The party’s leader, Jeremy Corbyn, whose half-hearted campaigning last spring is still regarded as an act of wilful sabotage by Labour Remainers, has made contradictory statements on the value of single market access, and flip-flopped on whether Labour still supports freedom of movement.

Everyone disappointed

As a result, Corbyn is disappointing both Leave and Remain voters. Current opinion polls put Labour on around 25 percent - 15 points behind the Conservatives. In the now unlikely event that May decides to call a snap election, Labour would be routed.
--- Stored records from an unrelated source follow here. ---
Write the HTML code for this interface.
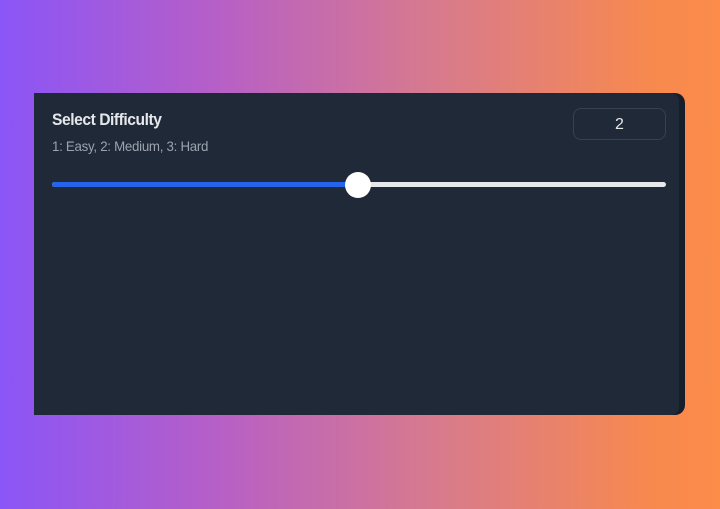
<!DOCTYPE html>
<html><head><style>
html,body{margin:0;padding:0}
body{width:720px;height:509px;background:linear-gradient(90deg,#8b55f7 0%,#b65fc7 30%,#d77a8e 60%,#f7894f 90%,#fb8c4a 100%);position:relative;overflow:hidden;font-family:"Liberation Sans",sans-serif}
.card{position:absolute;left:34px;top:93px;width:651px;height:322px;background:#161e2b;border-radius:0 10px 10px 0}
.inner{position:absolute;left:0;top:0;width:645px;height:322px;background:#1f2937;border-radius:0 8px 8px 0}
.t{position:absolute;left:18px;top:17px;color:#e5e7eb;font-size:17px;letter-spacing:-0.5px;font-weight:bold;transform:scaleX(0.92);transform-origin:left}
.s{position:absolute;left:18px;top:45px;color:#9ca3af;font-size:14px;letter-spacing:-0.3px;transform:scaleX(0.95);transform-origin:left}
.box{position:absolute;left:539px;top:15px;width:91px;height:30px;border:1px solid #374151;border-radius:8px;color:#e5e7eb;font-size:16px;text-align:center;line-height:31px}
.tr{position:absolute;left:18px;top:89px;width:614px;height:5px;background:#e5e7eb;border-radius:3px}
.fill{position:absolute;left:18px;top:89px;width:307px;height:5px;background:#2563eb;border-radius:3px}
.th{position:absolute;left:311px;top:79px;width:26px;height:26px;border-radius:50%;background:#fff}
</style></head><body>
<div class="card"><div class="inner">
<div class="t">Select Difficulty</div>
<div class="s">1: Easy, 2: Medium, 3: Hard</div>
<div class="box">2</div>
<div class="tr"></div><div class="fill"></div><div class="th"></div>
</div></div>
</body></html>
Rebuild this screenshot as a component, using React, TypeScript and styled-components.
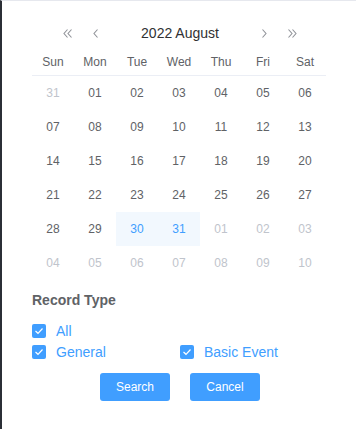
import React from "react";
import styled, { createGlobalStyle } from "styled-components";

const Global = createGlobalStyle`
  html, body { margin: 0; padding: 0; background: #ffffff; }
  body { font-family: "Liberation Sans", Arial, Helvetica, sans-serif; }
  * { box-sizing: border-box; }
`;

const Panel = styled.div`
  width: 356px;
  height: 429px;
  background: #ffffff;
  border-left: 2px solid #2b2f36;
  border-top: 1px solid #e6e8ee;
  padding: 17px 28px 0 30px;
  display: flex;
  flex-direction: column;
`;

const Header = styled.div`
  display: grid;
  grid-template-columns: 28px 28px 140px 28px 28px;
  justify-content: center;
  align-items: center;
  height: 30px;
`;

const NavBtn = styled.span`
  display: flex;
  align-items: center;
  justify-content: center;
  color: #909399;
  height: 30px;
`;

const Title = styled.span`
  text-align: center;
  font-size: 14px;
  color: #303133;
`;

const Grid = styled.div`
  display: grid;
  grid-template-columns: repeat(7, 42px);
`;

const WeekCell = styled.div`
  height: 28px;
  display: flex;
  align-items: center;
  justify-content: center;
  font-size: 12px;
  color: #606266;
  border-bottom: 1px solid #ebeef5;
`;

const DayCell = styled.div<{ $muted?: boolean; $inRange?: boolean }>`
  height: 34px;
  display: flex;
  align-items: center;
  justify-content: center;
  font-size: 12px;
  color: ${(p) => (p.$muted ? "#c0c4cc" : p.$inRange ? "#409eff" : "#606266")};
  background: ${(p) => (p.$inRange ? "#f2f8fe" : "transparent")};
`;

const SectionTitle = styled.div`
  margin-top: 10px;
  font-size: 14px;
  line-height: 20px;
  font-weight: bold;
  color: #606266;
`;

const CheckGroup = styled.div`
  margin-top: 11px;
  display: grid;
  grid-template-columns: 148px auto;
  row-gap: 1px;
`;

const CheckItem = styled.label<{ $full?: boolean }>`
  display: flex;
  align-items: center;
  height: 20px;
  grid-column: ${(p) => (p.$full ? "1 / -1" : "auto")};
  font-size: 14px;
  color: #409eff;
`;

const Box = styled.span`
  width: 14px;
  height: 14px;
  border-radius: 2px;
  background: #409eff;
  display: flex;
  align-items: center;
  justify-content: center;
  margin-right: 10px;
`;

const Buttons = styled.div`
  margin-top: 11px;
  display: flex;
  justify-content: center;
  gap: 20px;
`;

const Button = styled.button`
  width: 70px;
  height: 28px;
  border: none;
  border-radius: 3px;
  background: #409eff;
  color: #ffffff;
  font-family: "Liberation Sans", Arial, sans-serif;
  font-size: 12px;
  padding: 0;
`;

const Chevron = ({ dir, double }: { dir: "l" | "r"; double?: boolean }) => {
  const paths =
    dir === "l"
      ? double
        ? ["M5.5 1.5 L2 5.5 L5.5 9.5", "M9.5 1.5 L6 5.5 L9.5 9.5"]
        : ["M5.5 1.5 L2 5.5 L5.5 9.5"]
      : double
      ? ["M2.5 1.5 L6 5.5 L2.5 9.5", "M6.5 1.5 L10 5.5 L6.5 9.5"]
      : ["M2.5 1.5 L6 5.5 L2.5 9.5"];
  const w = double ? 12 : 8;
  return (
    <svg width={w} height="11" viewBox={`0 0 ${w} 11`} fill="none">
      {paths.map((d, i) => (
        <path key={i} d={d} stroke="currentColor" strokeWidth="1.1" />
      ))}
    </svg>
  );
};

const Check = () => (
  <svg width="10" height="8" viewBox="0 0 10 8" fill="none">
    <path d="M1.5 4 L4 6.3 L8.5 1.5" stroke="#fff" strokeWidth="1.2" />
  </svg>
);

const weeks = ["Sun", "Mon", "Tue", "Wed", "Thu", "Fri", "Sat"];

type Day = { n: string; muted?: boolean; range?: boolean };
const days: Day[] = [];
days.push({ n: "31", muted: true });
for (let i = 1; i <= 31; i++) {
  days.push({ n: String(i).padStart(2, "0"), range: i === 30 || i === 31 });
}
for (let i = 1; i <= 10; i++) days.push({ n: String(i).padStart(2, "0"), muted: true });

export default function App() {
  return (
    <>
      <Global />
      <Panel>
        <Header>
          <NavBtn><Chevron dir="l" double /></NavBtn>
          <NavBtn><Chevron dir="l" /></NavBtn>
          <Title>2022 August</Title>
          <NavBtn><Chevron dir="r" /></NavBtn>
          <NavBtn><Chevron dir="r" double /></NavBtn>
        </Header>
        <Grid>
          {weeks.map((w) => (
            <WeekCell key={w}>{w}</WeekCell>
          ))}
          {days.map((d, i) => (
            <DayCell key={i} $muted={d.muted} $inRange={d.range}>
              {d.n}
            </DayCell>
          ))}
        </Grid>
        <SectionTitle>Record Type</SectionTitle>
        <CheckGroup>
          <CheckItem $full><Box><Check /></Box>All</CheckItem>
          <CheckItem><Box><Check /></Box>General</CheckItem>
          <CheckItem><Box><Check /></Box>Basic Event</CheckItem>
        </CheckGroup>
        <Buttons>
          <Button>Search</Button>
          <Button>Cancel</Button>
        </Buttons>
      </Panel>
    </>
  );
}
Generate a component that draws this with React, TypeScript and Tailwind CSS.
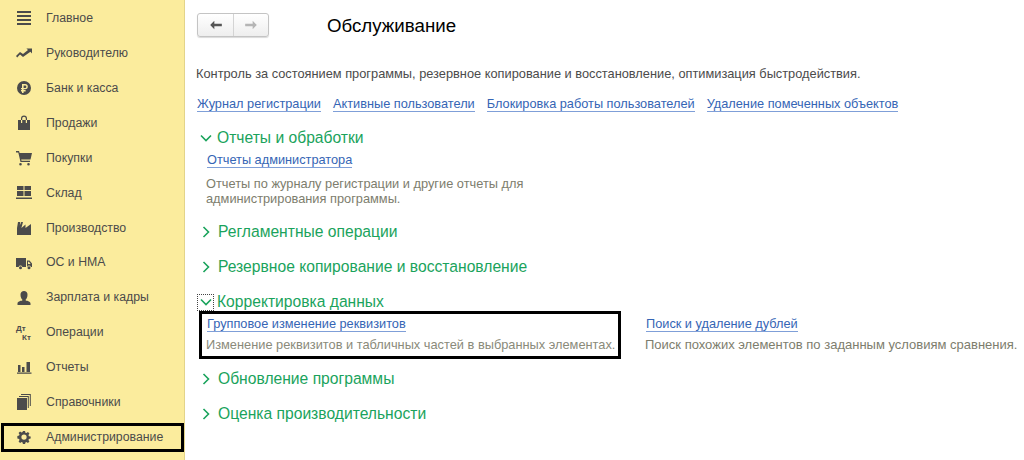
const F = "font-['Liberation_Sans',Arial,sans-serif]";

const icons: Record<string, React.ReactNode> = {
  menu: <path d="M1 1h14v2H1zM1 5h14v2H1zM1 9h14v2H1zM1 13h14v2H1z" />,
  trend: <path d="M0 11l4-4 3 2L12 5l-1.600-1.400H16V8.400l-1.600-1.600L7 12 4 9.600 1.200 12.400z" />,
  ruble: <path fillRule="evenodd" d="M8 1a7 7 0 1 0 0 14A7 7 0 0 0 8 1zM6 4h3.200a2.600 2.600 0 0 1 0 5.200H7.600v.9h2v1.300h-2V13H6v-1.600H5v-1.300h1v-.9H5V7.900h1zm1.600 1.400v2.500h1.500a1.250 1.250 0 0 0 0-2.500z" />,
  bag: <path fillRule="evenodd" d="M2 5h3V3.500a3 3 0 0 1 6 0V5h3v10H2zM6.200 5h3.600V3.500a1.800 1.800 0 0 0-3.600 0zM5 5v3h1.200V5zm4.800 0v3H11V5z" />,
  cart: <path d="M0 1h3l.6 2H16l-1.500 6.500H5.200l.3 1.300H14V12H4.500L2.300 2.400H0zM4.500 13a1.300 1.300 0 1 0 0 2.600 1.300 1.300 0 0 0 0-2.600zM12.500 13a1.300 1.300 0 1 0 0 2.600 1.300 1.300 0 0 0 0-2.600z" />,
  grid: <path d="M1 1h6.500v4H1zM8.500 1H15v4H8.500zM1 6h6.500v5H1zM8.500 6H15v5H8.500zM0 12.500h16V14H0z" />,
  factory: <path d="M1 15V8l1-6h2.200L3.800 5.500 5.200 2H7L5.400 8 9.500 4.500V8L15 4v11z" />,
  truck: <path fillRule="evenodd" d="M0 3h10v9H6.400a2 2 0 0 0-3.800 0H0zM11 5.500h2.500L16 8.500V12h-1.100a2 2 0 0 0-3.800 0H11zM12 6.700V9h2.600l-1.600-2.300zM4.500 11.300a1.500 1.500 0 1 0 0 3 1.500 1.500 0 0 0 0-3zM13 11.300a1.500 1.500 0 1 0 0 3 1.500 1.500 0 0 0 0-3z" />,
  user: <path d="M8 1a3.500 3.500 0 0 0-3.500 3.700C4.500 7 5.500 9 6.300 9.600v1C4.500 11 1.500 11.700 1.500 13.500V15h13v-1.500c0-1.800-3-2.500-4.800-2.900v-1c.8-.6 1.800-2.600 1.800-4.900A3.500 3.500 0 0 0 8 1z" />,
  chart: <path d="M2 6h2.500v7H2zM6 8h2.500v5H6zM10.500 3H14v10h-3.500zM1 13.500h14.500v1.200H1z" />,
  books: <path fillRule="evenodd" d="M1 4h10v12H1zM11.800 3H3V2h9.800v12h-1zM13.800 1H5V0h9.800v12h-1z" />,
  gear: <path fillRule="evenodd" d="M6.800 1h2.400l.4 2 1.200.5 1.700-1.100 1.700 1.700-1.100 1.700.5 1.200 2 .4v2.400l-2 .4-.5 1.200 1.100 1.700-1.700 1.700-1.700-1.100-1.200.5-.4 2H6.800l-.4-2-1.200-.5-1.700 1.100-1.700-1.700 1.100-1.700-.5-1.200-2-.4V6.800l2-.4.5-1.200-1.100-1.700 1.700-1.700 1.700 1.100 1.200-.5zM8 5a3 3 0 1 0 0 6 3 3 0 0 0 0-6z" />,
};

const menu: [string, string][] = [
  ["menu", "Главное"],
  ["trend", "Руководителю"],
  ["ruble", "Банк и касса"],
  ["bag", "Продажи"],
  ["cart", "Покупки"],
  ["grid", "Склад"],
  ["factory", "Производство"],
  ["truck", "ОС и НМА"],
  ["user", "Зарплата и кадры"],
  ["dtkt", "Операции"],
  ["chart", "Отчеты"],
  ["books", "Справочники"],
];

function MenuIcon({ name, small }: { name: string; small?: boolean }) {
  if (name === "dtkt") {
    return (
      <span className="flex h-4 w-4 shrink-0 flex-col text-[8px] font-bold leading-[9px] text-[#4b4b4b]">
        <span>Дт</span>
        <span className="pl-[6px]">Кт</span>
      </span>
    );
  }
  return (
    <svg viewBox="0 0 16 16" className={small ? "h-[14px] w-[14px] shrink-0" : "h-4 w-4 shrink-0"} fill="#4b4b4b">
      {icons[name]}
    </svg>
  );
}

function Row({ icon, label }: { icon: string; label: string }) {
  return (
    <div className="flex h-[34.9px] items-center pl-[16px] text-[12.3px] text-[#4b4b4b]">
      <MenuIcon name={icon} />
      <span className="ml-[14px]">{label}</span>
    </div>
  );
}

function Chevron({ open }: { open?: boolean }) {
  return (
    <svg viewBox="0 0 12 12" className="h-3 w-3 shrink-0" fill="none" stroke="#1aa35c" strokeWidth="1.6">
      {open ? <path d="M1 3.500l5 5 5-5" /> : <path d="M3.500 1l5 5-5 5" />}
    </svg>
  );
}

function Section({ title, focus, open }: { title: string; focus?: boolean; open?: boolean }) {
  return (
    <div className="flex h-[20px] items-center text-[15.65px] leading-[20px] text-[#1aa35c]">
      <span
        className={
          focus
            ? "flex h-[17px] w-[17px] items-center justify-center border border-dotted border-[#444]"
            : open
              ? "ml-[3px] flex w-[14px] items-center"
              : "ml-[3px] flex w-[15px] items-center"
        }
      >
        <Chevron open={open} />
      </span>
      <span className="ml-[3px]">{title}</span>
    </div>
  );
}

function Link({ children }: { children: React.ReactNode }) {
  return (
    <a className="border-b border-[#7f9fd8] text-[12.75px] leading-[14px] text-[#3565b5]">{children}</a>
  );
}

export default function App() {
  return (
    <div className={`${F} flex h-[460px] w-[1024px] overflow-hidden bg-white`}>
      <aside className="h-full w-[185px] shrink-0 border-r border-[#e3d48a] bg-[#fbec9d] pt-[1px]">
        {menu.map(([i, l]) => (
          <Row key={l} icon={i} label={l} />
        ))}
        <div className="mx-[1px] mt-[3px] flex h-[29px] w-[183px] items-center border-[3px] border-black pl-[13px] text-[12.3px] text-[#4b4b4b]">
          <MenuIcon name="gear" small />
          <span className="ml-[15px]">Администрирование</span>
        </div>
      </aside>
      <main className="min-w-0 flex-1 pl-[12px]">
        <div className="flex items-center pt-[12px]">
          <div className="flex h-[24px] w-[72px] overflow-hidden rounded-[3px] border border-[#c4c4c4] bg-gradient-to-b from-white to-[#eeeeee] shadow-[0_1px_1px_rgba(0,0,0,0.15)]">
            <span className="flex w-[36px] items-center justify-center border-r border-[#d4d4d4]">
              <svg viewBox="0 0 14 12" className="h-[10px] w-[14px]" fill="#555">
                <path d="M0 6l5-5v3.500h9v3H5V11z" />
              </svg>
            </span>
            <span className="flex flex-1 items-center justify-center">
              <svg viewBox="0 0 14 12" className="h-[10px] w-[14px]" fill="#b5b5b5">
                <path d="M14 6L9 1v3.500H0v3h9V11z" />
              </svg>
            </span>
          </div>
          <h1 className="ml-[58px] mt-[2px] text-[18.7px] leading-[23px] text-black">Обслуживание</h1>
        </div>
        <p className="-ml-[1px] mt-[30px] whitespace-nowrap text-[12.8px] leading-[14px] text-[#4b4b4b]">
          Контроль за состоянием программы, резервное копирование и восстановление, оптимизация быстродействия.
        </p>
        <div className="mt-[16px] flex gap-[12px] whitespace-nowrap">
          <Link>Журнал регистрации</Link>
          <Link>Активные пользователи</Link>
          <Link>Блокировка работы пользователей</Link>
          <Link>Удаление помеченных объектов</Link>
        </div>
        <div className="mt-[16px]">
          <Section title="Отчеты и обработки" open />
          <div className="ml-[10px] mt-[5px] flex">
            <Link>Отчеты администратора</Link>
          </div>
          <p className="ml-[9px] mt-[8px] w-[340px] text-[12.8px] leading-[15px] text-[#7d7d6d]">
            Отчеты по журналу регистрации и другие отчеты для администрирования программы.
          </p>
        </div>
        <div className="mt-[16px]"><Section title="Регламентные операции" /></div>
        <div className="mt-[15px]"><Section title="Резервное копирование и восстановление" /></div>
        <div className="mt-[15px]"><Section title="Корректировка данных" focus open /></div>
        <div className="-mt-[1px] flex">
          <div className="ml-[2px] h-[48px] w-[422px] whitespace-nowrap border-[3px] border-black pl-[5px] pt-[3px]">
            <div className="flex"><Link>Групповое изменение реквизитов</Link></div>
            <p className="-ml-[1px] mt-[6px] text-[12.8px] leading-[14px] text-[#8a8a7a]">
              Изменение реквизитов и табличных частей в выбранных элементах.
            </p>
          </div>
          <div className="ml-[25px] whitespace-nowrap pt-[6px]">
            <div className="flex"><Link>Поиск и удаление дублей</Link></div>
            <p className="-ml-[1px] mt-[6px] text-[13px] leading-[14px] text-[#7d7d6d]">
              Поиск похожих элементов по заданным условиям сравнения.
            </p>
          </div>
        </div>
        <div className="mt-[10px]"><Section title="Обновление программы" /></div>
        <div className="mt-[15px]"><Section title="Оценка производительности" /></div>
      </main>
    </div>
  );
}
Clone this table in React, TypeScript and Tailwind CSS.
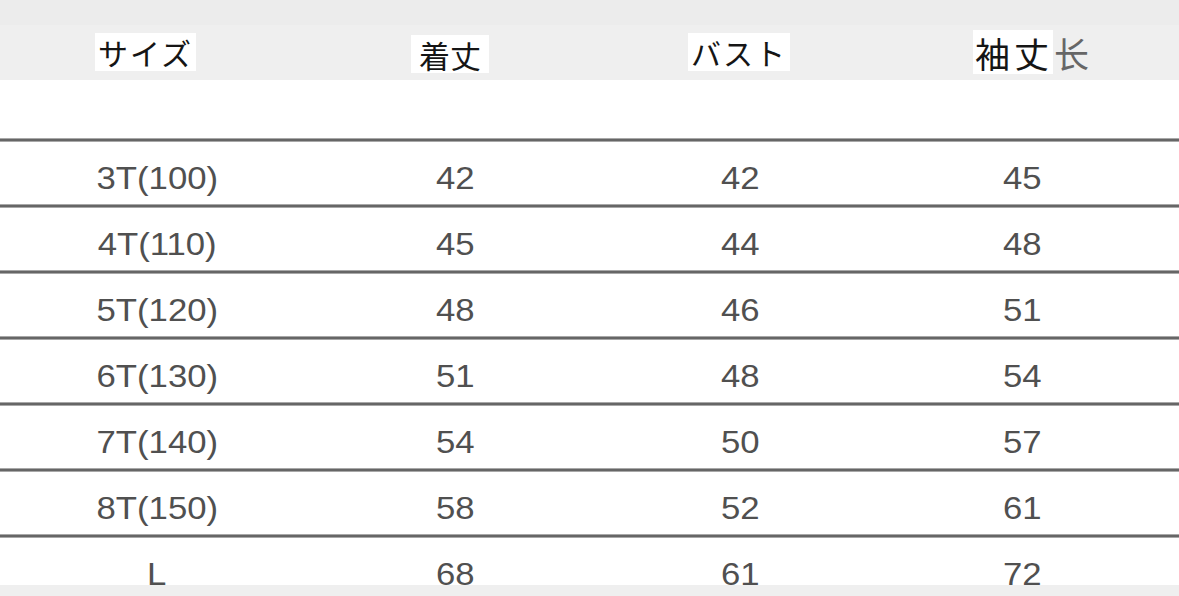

A decade ago, eurosceptics in Britain and elsewhere were easy to pigeon-hole as extremists on the political fringe. Demands for strict limits on migration flows were only made by far-right parties.

That has changed, perhaps irreversibly.

Dominic Cummings, the director of the Leave campaign, says that it is the London elite, whose general outlook of supporting open borders and markets without providing communities adversely affected by migration flows and globalisation with extra support, that is extreme.

Broadly speaking, these “elite” views have been held by Labour in government and opposition for most of the past 20 years. Disowning them would be painful.

Labour will hold a day-long Brexit conference in late-February, presumably in a bid to start cutting through the fog of confusion about its position. It is long overdue, but only the first step in a journey.

In the short term, Theresa May’s hard Brexit speech last week, making it clear that Britain will leave the single market and, in all probability, the EU customs union under her watch, has thrown Labour a potential lifeline.

Her threat that Britain could set itself up as a North Sea tax haven if EU leaders play hardball on single market access, has given Labour MPs a legitimate reason to withhold their support for an Article 50 bill.

Wait-and-see tactic

In the current climate, campaigning to overturn the referendum result is political suicide. The Brexit process is, however, at the mercy of unknown future events.

If May presents MPs with a meagre offering in two years time, and the threat of turning Britain into a deregulated tax haven is closer to reality, there will be a strong case to hold another in/out referendum.

Labour’s best chance probably lies in playing wait-and-see until the negotiating process becomes a little clearer. It is still a long shot, and does not even begin to address the party’s wider existential crisis, or how it will deal with the immigration question.

But for the moment, it might be the only way Labour can hold the line with its supporters on Europe.